— EXCERPTED DATA —
· · · · ·

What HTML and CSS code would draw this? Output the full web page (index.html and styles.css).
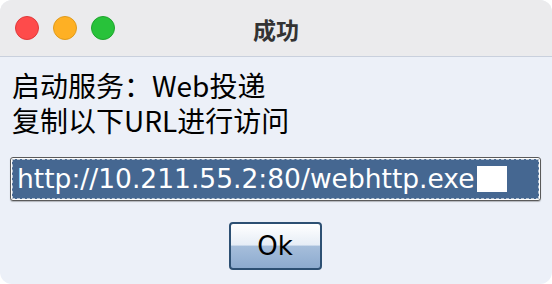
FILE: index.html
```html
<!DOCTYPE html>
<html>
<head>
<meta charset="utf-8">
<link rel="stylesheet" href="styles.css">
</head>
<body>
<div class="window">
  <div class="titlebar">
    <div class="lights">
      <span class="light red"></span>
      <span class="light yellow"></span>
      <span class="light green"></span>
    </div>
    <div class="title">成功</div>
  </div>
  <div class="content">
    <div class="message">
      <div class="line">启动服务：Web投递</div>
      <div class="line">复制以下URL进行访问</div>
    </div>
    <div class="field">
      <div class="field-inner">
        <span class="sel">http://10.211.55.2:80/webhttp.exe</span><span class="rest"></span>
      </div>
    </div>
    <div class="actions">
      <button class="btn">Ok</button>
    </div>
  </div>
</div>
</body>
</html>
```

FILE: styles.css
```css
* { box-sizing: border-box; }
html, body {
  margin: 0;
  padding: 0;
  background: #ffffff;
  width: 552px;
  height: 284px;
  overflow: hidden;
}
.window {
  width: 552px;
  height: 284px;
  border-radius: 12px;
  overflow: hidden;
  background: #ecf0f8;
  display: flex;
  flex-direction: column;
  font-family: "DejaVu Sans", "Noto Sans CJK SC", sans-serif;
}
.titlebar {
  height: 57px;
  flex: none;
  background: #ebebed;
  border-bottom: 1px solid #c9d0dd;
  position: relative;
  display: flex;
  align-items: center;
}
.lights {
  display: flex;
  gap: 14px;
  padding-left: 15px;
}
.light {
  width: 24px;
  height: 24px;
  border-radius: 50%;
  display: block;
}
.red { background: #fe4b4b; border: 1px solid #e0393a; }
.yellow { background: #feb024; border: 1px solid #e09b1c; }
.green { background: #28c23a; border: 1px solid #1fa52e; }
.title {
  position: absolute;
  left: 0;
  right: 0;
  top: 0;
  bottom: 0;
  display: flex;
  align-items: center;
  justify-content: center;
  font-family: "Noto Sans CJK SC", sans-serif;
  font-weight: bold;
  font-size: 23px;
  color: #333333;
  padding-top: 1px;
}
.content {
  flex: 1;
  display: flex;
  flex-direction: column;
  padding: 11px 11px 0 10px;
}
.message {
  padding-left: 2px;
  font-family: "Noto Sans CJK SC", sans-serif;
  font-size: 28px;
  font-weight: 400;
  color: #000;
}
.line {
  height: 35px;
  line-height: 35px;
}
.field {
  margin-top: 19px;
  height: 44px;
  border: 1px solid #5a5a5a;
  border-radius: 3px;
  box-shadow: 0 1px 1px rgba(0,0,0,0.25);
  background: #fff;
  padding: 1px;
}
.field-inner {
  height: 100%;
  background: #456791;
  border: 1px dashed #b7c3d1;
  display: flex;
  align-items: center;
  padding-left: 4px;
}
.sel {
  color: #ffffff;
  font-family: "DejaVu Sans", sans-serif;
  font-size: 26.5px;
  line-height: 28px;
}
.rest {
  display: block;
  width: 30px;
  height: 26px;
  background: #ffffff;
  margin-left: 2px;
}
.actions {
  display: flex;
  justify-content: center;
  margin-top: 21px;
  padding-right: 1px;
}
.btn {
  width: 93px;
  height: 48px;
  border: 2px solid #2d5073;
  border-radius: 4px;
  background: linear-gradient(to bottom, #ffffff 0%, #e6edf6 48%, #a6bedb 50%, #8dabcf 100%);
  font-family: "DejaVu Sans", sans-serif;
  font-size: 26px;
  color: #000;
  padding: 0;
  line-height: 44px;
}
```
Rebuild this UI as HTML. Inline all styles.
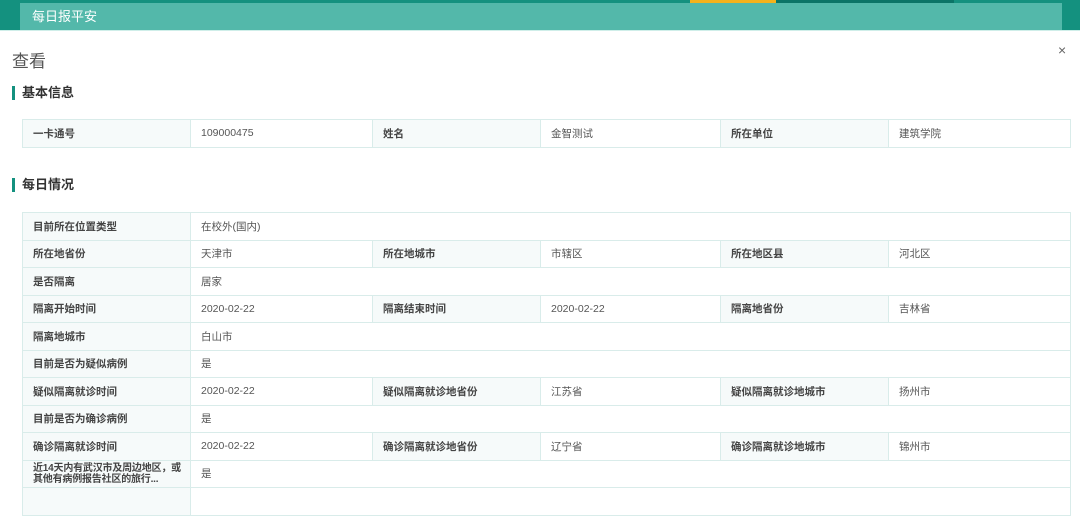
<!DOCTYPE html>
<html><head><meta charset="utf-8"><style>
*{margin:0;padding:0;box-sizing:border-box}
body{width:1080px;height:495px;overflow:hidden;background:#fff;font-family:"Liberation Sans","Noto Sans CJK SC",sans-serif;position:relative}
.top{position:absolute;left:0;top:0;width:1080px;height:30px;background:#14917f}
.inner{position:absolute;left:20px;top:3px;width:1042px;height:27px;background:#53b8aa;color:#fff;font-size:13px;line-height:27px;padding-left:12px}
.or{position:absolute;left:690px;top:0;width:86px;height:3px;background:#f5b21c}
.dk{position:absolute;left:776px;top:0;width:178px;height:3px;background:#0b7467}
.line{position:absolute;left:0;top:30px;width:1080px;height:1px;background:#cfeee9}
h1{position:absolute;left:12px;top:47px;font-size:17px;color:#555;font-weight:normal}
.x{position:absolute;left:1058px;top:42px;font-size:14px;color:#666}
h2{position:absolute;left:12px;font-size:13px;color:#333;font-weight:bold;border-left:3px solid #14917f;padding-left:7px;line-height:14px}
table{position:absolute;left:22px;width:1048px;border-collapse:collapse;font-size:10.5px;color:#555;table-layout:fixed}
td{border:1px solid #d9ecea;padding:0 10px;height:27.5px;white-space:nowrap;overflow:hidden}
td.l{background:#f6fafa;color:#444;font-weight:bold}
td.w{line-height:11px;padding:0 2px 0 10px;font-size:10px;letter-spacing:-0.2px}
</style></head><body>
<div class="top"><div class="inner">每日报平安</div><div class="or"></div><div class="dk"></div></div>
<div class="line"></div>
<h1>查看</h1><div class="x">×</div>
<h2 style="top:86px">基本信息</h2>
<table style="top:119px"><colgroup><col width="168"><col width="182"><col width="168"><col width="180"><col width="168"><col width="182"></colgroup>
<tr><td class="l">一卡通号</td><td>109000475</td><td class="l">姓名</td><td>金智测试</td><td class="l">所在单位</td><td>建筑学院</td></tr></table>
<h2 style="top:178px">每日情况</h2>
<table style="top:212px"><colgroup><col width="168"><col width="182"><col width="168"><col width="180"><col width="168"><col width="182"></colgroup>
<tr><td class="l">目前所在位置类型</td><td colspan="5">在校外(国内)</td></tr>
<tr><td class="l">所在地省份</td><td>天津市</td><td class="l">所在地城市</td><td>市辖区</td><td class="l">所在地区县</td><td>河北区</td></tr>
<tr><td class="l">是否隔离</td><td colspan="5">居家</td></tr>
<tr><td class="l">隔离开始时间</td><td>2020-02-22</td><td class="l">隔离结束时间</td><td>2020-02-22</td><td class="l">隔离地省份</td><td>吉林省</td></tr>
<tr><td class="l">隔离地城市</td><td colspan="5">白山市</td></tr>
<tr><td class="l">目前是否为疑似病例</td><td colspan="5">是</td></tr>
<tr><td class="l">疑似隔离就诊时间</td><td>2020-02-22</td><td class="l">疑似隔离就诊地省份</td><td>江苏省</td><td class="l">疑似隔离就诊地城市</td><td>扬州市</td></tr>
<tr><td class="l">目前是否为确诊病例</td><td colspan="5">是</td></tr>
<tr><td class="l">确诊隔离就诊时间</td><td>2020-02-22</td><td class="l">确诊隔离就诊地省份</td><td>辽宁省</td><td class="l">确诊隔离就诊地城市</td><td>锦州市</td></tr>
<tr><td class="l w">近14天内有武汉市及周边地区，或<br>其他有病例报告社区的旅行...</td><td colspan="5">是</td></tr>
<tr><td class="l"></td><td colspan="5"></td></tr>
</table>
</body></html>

· · · · ·

— WORK INSTRUCTIONS —
Extract every line above that contains the word "index".

— OUTPUT FOR THIS TASK —
What HTML and CSS code would draw this? Output the full web page (index.html and styles.css).
FILE: index.html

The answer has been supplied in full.